Short exercise | Examine the entries and show every line in which the word "screenshot" is found.

Supplied material |

—————

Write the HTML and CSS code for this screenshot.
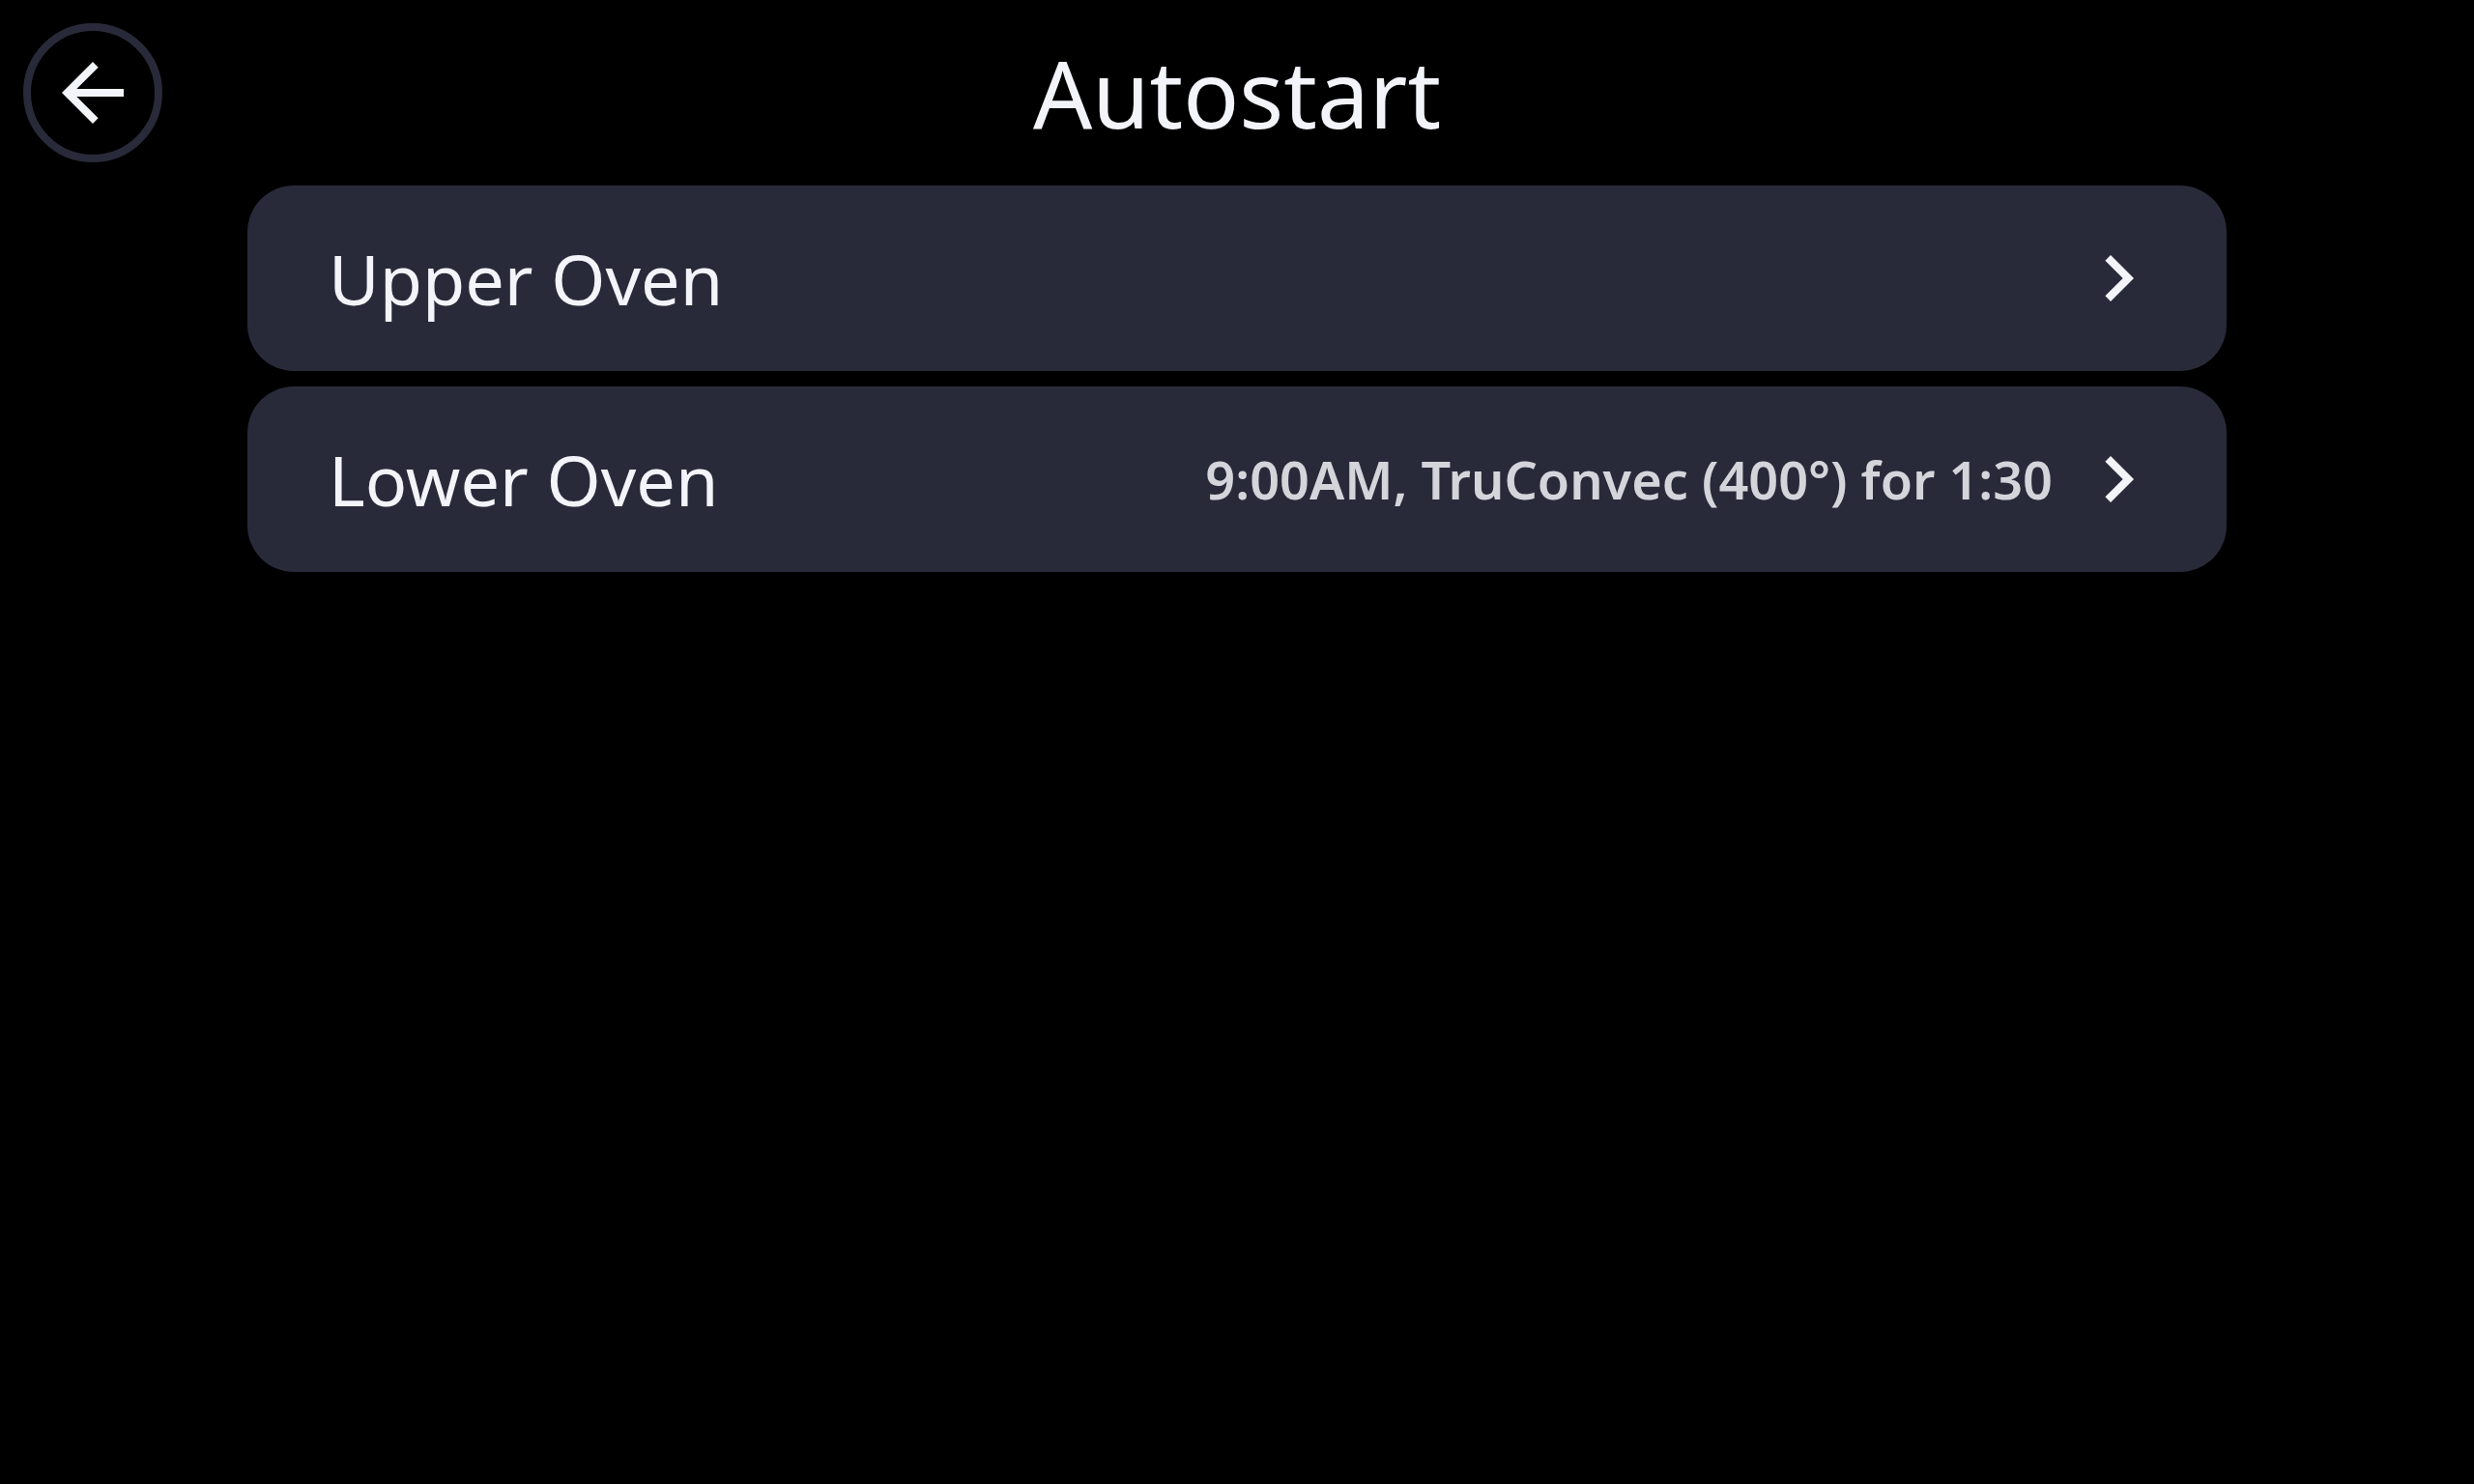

—————

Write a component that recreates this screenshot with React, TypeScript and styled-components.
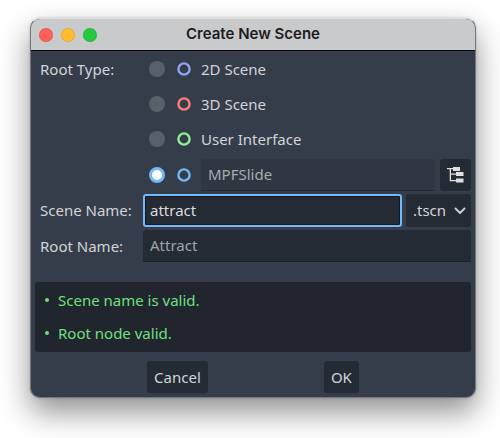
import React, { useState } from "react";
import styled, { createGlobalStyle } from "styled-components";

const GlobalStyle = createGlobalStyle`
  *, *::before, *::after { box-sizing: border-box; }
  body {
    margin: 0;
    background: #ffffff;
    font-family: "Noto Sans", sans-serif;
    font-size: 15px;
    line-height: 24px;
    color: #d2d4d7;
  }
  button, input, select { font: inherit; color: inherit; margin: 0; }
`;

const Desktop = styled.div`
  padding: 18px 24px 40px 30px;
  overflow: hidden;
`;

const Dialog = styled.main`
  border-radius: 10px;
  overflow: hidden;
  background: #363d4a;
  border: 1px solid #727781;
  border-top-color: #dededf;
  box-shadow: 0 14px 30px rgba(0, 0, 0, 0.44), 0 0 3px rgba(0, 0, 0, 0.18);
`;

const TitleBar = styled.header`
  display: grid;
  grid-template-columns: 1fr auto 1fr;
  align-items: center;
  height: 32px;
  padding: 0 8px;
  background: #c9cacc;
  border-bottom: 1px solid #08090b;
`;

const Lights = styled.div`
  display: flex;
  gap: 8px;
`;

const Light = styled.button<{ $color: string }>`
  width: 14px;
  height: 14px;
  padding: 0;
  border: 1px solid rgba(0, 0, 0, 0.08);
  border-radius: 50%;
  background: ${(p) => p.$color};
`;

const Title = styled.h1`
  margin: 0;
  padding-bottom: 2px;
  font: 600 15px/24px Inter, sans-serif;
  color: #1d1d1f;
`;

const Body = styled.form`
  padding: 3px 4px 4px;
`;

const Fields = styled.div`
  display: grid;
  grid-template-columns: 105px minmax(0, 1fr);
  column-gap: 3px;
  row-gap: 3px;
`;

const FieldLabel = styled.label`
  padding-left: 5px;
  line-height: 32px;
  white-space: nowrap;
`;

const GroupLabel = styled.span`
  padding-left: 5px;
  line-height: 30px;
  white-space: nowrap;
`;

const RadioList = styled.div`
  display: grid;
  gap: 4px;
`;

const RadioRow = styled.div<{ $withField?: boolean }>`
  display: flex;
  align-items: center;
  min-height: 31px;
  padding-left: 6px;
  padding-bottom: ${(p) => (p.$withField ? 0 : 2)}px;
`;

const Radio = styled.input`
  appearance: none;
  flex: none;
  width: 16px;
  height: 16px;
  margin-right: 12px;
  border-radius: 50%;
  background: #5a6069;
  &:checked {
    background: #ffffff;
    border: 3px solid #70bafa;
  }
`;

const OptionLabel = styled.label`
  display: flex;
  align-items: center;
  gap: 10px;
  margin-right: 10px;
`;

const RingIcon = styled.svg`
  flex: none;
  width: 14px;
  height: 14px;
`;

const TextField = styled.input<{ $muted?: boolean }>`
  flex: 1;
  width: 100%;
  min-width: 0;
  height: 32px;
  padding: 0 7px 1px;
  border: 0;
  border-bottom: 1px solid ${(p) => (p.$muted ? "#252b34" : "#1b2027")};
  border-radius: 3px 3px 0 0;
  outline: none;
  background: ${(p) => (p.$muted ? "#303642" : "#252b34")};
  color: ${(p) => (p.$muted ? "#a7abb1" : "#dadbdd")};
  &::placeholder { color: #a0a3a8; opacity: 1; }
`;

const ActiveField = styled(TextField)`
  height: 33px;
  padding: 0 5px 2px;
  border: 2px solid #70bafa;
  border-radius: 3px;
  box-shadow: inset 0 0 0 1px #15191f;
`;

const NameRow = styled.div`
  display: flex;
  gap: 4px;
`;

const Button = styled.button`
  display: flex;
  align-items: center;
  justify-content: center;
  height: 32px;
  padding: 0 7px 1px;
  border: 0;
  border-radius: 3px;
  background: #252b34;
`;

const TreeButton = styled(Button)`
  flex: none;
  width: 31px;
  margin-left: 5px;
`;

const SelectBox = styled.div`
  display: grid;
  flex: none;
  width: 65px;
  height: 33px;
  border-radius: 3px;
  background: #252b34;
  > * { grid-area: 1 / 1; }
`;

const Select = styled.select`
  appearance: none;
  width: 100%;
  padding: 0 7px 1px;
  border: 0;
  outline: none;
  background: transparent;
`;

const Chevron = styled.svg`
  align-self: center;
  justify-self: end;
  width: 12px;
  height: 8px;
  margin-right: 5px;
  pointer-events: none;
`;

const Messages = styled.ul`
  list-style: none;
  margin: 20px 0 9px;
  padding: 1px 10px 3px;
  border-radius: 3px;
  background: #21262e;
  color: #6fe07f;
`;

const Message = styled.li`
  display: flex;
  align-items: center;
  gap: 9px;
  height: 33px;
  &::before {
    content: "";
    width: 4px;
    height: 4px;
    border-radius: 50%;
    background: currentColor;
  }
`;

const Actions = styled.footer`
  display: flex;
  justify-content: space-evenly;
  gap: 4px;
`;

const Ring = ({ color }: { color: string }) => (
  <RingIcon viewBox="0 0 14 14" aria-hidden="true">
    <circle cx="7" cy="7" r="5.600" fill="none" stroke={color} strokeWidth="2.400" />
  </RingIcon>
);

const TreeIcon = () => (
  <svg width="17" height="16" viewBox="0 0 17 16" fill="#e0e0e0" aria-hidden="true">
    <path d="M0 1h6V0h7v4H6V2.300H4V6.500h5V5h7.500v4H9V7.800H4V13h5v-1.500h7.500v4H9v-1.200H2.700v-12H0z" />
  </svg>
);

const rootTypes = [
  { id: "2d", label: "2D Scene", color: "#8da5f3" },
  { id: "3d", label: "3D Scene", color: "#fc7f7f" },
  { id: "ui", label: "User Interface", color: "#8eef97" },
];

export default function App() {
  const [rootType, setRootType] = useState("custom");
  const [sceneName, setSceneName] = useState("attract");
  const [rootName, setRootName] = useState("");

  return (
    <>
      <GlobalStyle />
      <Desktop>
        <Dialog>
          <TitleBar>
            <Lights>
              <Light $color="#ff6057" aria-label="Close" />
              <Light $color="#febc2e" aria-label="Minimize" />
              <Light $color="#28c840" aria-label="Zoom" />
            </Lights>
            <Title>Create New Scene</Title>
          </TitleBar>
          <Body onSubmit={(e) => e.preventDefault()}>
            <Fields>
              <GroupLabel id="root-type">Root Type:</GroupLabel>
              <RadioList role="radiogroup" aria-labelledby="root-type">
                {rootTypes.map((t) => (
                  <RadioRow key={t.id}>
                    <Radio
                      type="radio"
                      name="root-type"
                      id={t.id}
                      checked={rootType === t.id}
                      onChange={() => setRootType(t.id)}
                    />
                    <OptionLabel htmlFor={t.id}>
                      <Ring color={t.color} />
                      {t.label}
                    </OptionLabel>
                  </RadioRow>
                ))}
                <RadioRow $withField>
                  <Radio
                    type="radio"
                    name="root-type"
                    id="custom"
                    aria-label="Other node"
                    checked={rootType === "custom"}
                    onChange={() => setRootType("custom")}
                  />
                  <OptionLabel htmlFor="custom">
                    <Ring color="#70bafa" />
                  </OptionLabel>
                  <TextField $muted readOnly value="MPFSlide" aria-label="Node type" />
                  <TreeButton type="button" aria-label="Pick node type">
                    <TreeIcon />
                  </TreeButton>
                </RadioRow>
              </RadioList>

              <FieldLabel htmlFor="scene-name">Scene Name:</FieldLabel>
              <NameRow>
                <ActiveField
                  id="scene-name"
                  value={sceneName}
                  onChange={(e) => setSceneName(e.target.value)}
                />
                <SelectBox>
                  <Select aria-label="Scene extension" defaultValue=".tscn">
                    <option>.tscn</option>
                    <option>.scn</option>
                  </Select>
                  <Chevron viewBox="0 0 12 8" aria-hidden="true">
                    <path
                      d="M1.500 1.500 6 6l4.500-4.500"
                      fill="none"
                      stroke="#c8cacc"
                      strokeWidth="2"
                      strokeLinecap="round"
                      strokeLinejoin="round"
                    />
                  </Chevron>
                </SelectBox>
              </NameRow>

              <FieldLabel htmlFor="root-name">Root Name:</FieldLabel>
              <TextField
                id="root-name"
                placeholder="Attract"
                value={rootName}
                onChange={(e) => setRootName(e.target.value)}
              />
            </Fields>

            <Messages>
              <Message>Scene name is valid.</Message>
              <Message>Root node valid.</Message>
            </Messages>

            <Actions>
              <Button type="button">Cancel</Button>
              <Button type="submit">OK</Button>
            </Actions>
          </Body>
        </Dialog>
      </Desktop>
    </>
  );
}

—————

Response for this exercise |
Write the HTML and CSS code for this screenshot.
Write a component that recreates this screenshot with React, TypeScript and styled-components.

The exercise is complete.